A Biblioteca de Alexandria, erguida no Antigo Egito, pretendia compilar toda a informação escrita até então. Chegou a guardar 700 000 rolos de pergaminhos. Tudo foi perdido, provavelmente em um incêndio no ano 48 a.C. Mas a humanidade, claro, não parou de produzir informação. Hoje, em apenas dois segundos, menos até, tem-se o equivalente ao acervo de Alexandria. Em vinte minutos, o acervo da Biblioteca do Congresso americano, a maior do mundo. Em dois dias, a quantidade de dados gerada equivale a tudo o que o homem produziu desde o início da civilização até 2003. Bem-vindo à era do Big Data, expressão em inglês que designa o oceano de informações e dados que geramos no mundo digital.
Foi em um estudo publicado em 1997 pelos pesquisadores Michael Cox e David Ellsworth, do centro da Nasa na Califórnia, que nasceu o nome Big Data. Ao participarem da Conferência Internacional de Tecnologia Industrial, realizada em Phoenix, Cox e Ellsworth destacaram “um desafio interessante para os sistemas de computador: os conjuntos de dados geralmente são muito grandes, sobrecarregam as capacidades da memória principal, do disco rígido e até mesmo do disco remoto. Chamamos isso de problema de big data”. A evolução da indústria tecnológica resolveu a dificuldade com a criação de dispositivos mais poderosos e, sobretudo, mais baratos. Em pouco mais de vinte anos, estocar 1 gigabyte, ou 1 bilhão de bytes — unidade equivalente a 8 bits, suficiente para guardar um caractere de texto no PC —, caiu da casa do milhar para a de centavos de dólar.

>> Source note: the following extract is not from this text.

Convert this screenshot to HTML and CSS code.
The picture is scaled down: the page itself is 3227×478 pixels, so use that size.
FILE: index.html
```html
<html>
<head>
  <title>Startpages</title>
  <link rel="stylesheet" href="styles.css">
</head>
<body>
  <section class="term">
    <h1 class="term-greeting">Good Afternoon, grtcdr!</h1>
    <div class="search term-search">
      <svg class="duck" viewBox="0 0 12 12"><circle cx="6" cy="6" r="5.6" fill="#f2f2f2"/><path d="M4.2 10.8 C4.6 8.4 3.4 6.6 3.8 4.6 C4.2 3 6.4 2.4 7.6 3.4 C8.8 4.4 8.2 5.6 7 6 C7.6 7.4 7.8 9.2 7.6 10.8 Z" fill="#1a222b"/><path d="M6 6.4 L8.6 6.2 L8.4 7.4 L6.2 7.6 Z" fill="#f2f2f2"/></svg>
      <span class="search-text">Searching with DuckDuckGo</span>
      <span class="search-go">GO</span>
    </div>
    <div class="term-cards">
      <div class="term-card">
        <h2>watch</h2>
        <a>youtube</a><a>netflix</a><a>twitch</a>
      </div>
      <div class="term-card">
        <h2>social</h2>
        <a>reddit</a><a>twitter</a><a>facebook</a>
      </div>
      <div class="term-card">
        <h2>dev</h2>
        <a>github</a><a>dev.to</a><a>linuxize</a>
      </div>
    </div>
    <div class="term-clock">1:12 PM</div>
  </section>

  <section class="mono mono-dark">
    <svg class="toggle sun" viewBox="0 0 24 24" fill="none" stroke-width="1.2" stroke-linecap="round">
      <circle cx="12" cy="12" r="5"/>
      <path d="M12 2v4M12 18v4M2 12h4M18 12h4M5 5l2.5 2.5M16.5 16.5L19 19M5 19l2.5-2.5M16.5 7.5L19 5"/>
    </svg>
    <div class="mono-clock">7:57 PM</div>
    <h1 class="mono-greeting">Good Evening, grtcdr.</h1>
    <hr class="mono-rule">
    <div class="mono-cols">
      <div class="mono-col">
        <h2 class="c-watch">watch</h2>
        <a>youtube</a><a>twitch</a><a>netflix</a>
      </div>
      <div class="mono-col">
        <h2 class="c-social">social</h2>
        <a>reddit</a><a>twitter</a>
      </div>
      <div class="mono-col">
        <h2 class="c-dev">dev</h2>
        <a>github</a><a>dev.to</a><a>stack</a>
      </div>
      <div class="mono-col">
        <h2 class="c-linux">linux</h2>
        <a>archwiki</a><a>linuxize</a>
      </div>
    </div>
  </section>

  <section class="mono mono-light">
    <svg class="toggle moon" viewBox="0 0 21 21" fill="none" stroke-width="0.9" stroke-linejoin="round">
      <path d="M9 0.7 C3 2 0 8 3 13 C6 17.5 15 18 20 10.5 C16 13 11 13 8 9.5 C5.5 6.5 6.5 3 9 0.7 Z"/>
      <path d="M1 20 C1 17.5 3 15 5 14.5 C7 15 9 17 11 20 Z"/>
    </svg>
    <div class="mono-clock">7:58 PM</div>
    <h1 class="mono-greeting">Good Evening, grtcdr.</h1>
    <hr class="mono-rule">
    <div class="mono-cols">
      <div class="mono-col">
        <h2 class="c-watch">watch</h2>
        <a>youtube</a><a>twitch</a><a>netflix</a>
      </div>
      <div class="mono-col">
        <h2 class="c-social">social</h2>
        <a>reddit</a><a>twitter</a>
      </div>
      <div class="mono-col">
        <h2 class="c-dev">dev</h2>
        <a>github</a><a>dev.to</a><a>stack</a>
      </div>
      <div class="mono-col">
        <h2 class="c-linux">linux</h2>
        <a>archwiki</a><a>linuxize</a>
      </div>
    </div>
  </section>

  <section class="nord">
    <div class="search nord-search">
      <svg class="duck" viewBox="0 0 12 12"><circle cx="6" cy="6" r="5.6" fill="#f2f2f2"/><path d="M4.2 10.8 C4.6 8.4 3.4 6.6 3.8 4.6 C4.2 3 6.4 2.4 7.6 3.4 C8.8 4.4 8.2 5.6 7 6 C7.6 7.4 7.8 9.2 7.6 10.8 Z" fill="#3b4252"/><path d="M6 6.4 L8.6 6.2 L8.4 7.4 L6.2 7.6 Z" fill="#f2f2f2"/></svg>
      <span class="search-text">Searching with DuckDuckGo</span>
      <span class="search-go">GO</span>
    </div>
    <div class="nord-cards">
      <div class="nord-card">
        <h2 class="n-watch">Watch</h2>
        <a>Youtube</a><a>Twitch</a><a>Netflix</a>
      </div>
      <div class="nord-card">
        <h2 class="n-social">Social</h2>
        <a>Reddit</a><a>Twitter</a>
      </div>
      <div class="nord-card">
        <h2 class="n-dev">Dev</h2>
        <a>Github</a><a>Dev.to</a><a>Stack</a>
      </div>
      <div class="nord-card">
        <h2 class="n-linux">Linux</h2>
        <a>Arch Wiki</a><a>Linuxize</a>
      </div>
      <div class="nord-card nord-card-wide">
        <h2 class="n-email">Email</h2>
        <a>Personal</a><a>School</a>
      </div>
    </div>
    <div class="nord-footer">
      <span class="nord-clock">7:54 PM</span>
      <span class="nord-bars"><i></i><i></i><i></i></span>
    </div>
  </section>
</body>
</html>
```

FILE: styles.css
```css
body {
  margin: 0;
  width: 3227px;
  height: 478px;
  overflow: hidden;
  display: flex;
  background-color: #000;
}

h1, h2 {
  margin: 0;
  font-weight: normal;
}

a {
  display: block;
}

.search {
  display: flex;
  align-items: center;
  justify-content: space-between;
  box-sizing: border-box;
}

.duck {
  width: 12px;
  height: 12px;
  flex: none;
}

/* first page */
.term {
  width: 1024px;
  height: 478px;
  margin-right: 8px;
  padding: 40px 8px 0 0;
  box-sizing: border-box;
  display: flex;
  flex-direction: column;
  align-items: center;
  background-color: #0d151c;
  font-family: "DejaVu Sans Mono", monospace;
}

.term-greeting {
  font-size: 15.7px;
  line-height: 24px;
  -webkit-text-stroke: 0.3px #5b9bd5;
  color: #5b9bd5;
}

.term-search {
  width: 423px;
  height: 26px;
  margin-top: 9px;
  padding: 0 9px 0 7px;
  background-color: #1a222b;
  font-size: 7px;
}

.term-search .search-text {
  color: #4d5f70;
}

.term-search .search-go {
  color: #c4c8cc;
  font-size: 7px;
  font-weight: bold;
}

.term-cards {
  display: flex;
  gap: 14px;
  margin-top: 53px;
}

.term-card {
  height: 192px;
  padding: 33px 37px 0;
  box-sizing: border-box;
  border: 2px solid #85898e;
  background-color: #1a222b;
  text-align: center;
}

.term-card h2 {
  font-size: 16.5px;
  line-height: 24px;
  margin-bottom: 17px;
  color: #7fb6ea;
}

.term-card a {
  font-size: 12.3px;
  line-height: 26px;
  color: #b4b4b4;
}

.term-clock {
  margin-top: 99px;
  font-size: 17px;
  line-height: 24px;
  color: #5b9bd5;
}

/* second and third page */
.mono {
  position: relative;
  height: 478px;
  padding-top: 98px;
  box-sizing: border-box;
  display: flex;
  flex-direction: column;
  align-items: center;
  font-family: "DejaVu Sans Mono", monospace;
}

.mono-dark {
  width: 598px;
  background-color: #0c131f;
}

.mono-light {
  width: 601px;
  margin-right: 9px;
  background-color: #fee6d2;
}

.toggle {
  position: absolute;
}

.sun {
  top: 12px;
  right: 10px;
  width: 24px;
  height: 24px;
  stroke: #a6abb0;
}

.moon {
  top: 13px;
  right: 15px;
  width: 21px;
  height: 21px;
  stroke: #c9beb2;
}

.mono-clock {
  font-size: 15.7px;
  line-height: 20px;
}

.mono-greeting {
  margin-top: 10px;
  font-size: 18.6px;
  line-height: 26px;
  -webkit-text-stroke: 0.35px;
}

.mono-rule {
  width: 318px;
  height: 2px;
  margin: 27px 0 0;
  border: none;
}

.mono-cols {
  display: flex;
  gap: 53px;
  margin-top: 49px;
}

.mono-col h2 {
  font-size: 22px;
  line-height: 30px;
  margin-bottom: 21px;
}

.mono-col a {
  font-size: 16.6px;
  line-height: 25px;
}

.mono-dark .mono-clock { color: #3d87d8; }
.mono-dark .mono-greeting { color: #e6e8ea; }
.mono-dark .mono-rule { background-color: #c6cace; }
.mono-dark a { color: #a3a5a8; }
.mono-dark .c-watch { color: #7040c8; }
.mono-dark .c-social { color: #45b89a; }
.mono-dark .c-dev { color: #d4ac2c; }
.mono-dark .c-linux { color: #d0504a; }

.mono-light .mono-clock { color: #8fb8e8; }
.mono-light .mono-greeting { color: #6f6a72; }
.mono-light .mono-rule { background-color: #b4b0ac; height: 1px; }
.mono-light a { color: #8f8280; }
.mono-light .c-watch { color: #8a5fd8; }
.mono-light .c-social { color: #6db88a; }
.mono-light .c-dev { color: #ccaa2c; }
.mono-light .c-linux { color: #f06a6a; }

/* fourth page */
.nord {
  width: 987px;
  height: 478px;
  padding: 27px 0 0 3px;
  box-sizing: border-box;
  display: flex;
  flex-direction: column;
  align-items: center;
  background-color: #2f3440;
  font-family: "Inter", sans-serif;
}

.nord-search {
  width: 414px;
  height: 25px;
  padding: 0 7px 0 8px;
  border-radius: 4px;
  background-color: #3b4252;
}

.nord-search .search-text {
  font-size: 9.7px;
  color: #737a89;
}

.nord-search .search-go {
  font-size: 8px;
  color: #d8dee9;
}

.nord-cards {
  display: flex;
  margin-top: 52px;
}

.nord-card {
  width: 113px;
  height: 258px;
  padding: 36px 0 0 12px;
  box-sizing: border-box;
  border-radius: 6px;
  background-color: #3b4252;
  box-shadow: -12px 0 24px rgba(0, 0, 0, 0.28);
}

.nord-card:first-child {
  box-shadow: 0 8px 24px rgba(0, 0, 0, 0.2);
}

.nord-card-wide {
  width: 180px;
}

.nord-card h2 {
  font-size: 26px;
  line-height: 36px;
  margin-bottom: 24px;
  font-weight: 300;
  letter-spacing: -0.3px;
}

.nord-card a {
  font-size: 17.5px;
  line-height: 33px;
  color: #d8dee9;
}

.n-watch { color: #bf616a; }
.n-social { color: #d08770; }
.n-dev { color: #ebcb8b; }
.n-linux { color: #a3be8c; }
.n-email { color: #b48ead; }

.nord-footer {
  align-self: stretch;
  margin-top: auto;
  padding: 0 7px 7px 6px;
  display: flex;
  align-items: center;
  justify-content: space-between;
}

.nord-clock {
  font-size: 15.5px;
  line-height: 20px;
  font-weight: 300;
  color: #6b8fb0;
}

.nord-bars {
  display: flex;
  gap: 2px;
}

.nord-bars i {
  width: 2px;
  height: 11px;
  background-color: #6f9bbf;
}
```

Qual a utilidade de tanta informação? “Durante muito tempo, não era claro o uso que os dados poderiam ter”, diz o advogado Eduardo Magrani, coordenador do Instituto de Tecnologia e Sociedade do Rio de Janeiro e autor de A Internet das Coisas (2018). “O que sabíamos era que, após uma pesquisa feita no Google, logo aparecia um anúncio relativo ao assunto”, comenta ele. Sim, naturalmente essa era, e é, uma das utilidades do armazenamento de dados: o uso comercial. Também se descobriu, no início deste ano, que a tecnologia poderia ser empregada com um propósito alarmante: atentar contra a democracia, como se viu no escândalo da Cambridge Analytica, que tentou manipular a eleição dos Estados Unidos e andou esticando suas mãos até o Brasil.

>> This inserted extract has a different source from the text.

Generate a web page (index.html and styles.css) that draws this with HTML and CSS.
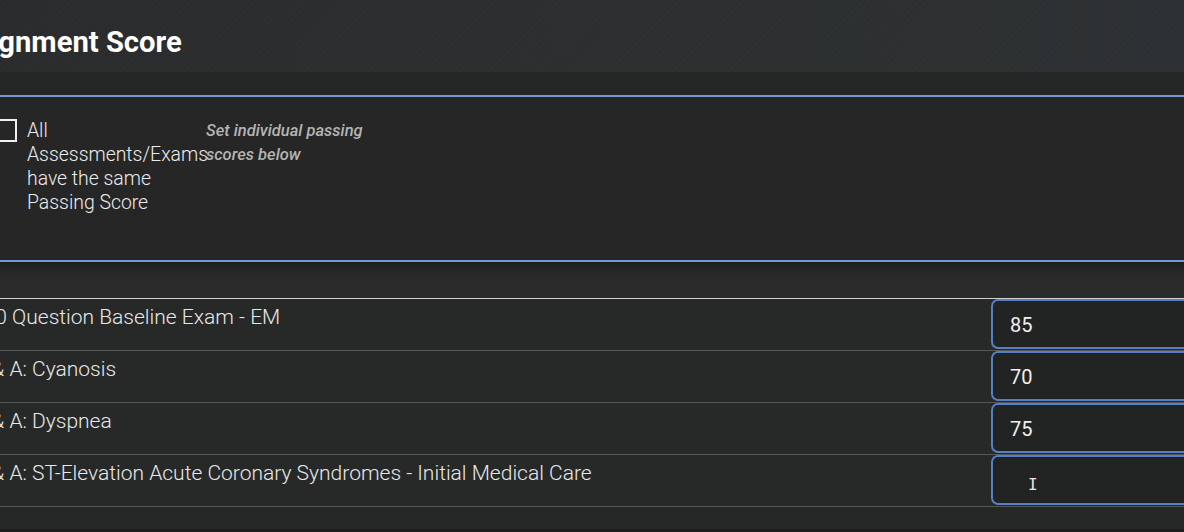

Hoje em dia, com um smartphone, um singelo smartphone, qualquer pessoa produz uma quantidade inimaginável de dados, que deixam rastros digitais. Em breve, sensores espalhados pelo corpo farão com que esses e muitos outros dados sejam multiplicados inúmeras vezes — e aproveitados de diversas maneiras. Em 2009, antecipando-se a isso, o escritor americano A.J. Jacobs iniciou uma curiosa experiência: encheu seu corpo de aparelhos e passou os dois anos seguintes monitorando quase tudo em sua vida, como a qualidade do sono, os passos que dava, as vitaminas que ingeria e as calorias que perdia na esteira da academia. A obsessão pelo registro dos próprios dados, que visava a fazer dele o homem mais saudável do planeta, levou Jacobs a escrever Drop Dead Healthy (Morto de Saúde), lançado em 2012. O livro se tornaria um best-seller. Não por acaso: o futuro piscava ali. Com tantas informações simultâneas sobre o organismo de cada um, já nos próximos anos será possível realizar tratamentos antes de ficar doente (leia mais a respeito no capítulo sobre Longevidade).
A avalanche de dados do Big Data será tão colossal que os computadores saberão mais sobre as pessoas do que elas mesmas, e não há aí exagero algum. Com o uso de algoritmos, muitos sites já sugerem livros, canções, automóveis, filmes e até pessoas que poderão nos atrair. Farão muito mais, como determinar qual profissão devemos seguir. Na arena pública, os algoritmos poderão definir as políticas de um governo — e, pelo andar da carruagem, poderão também tomar as decisões no lugar do homem, que anda tomando decisões para lá de insensatas.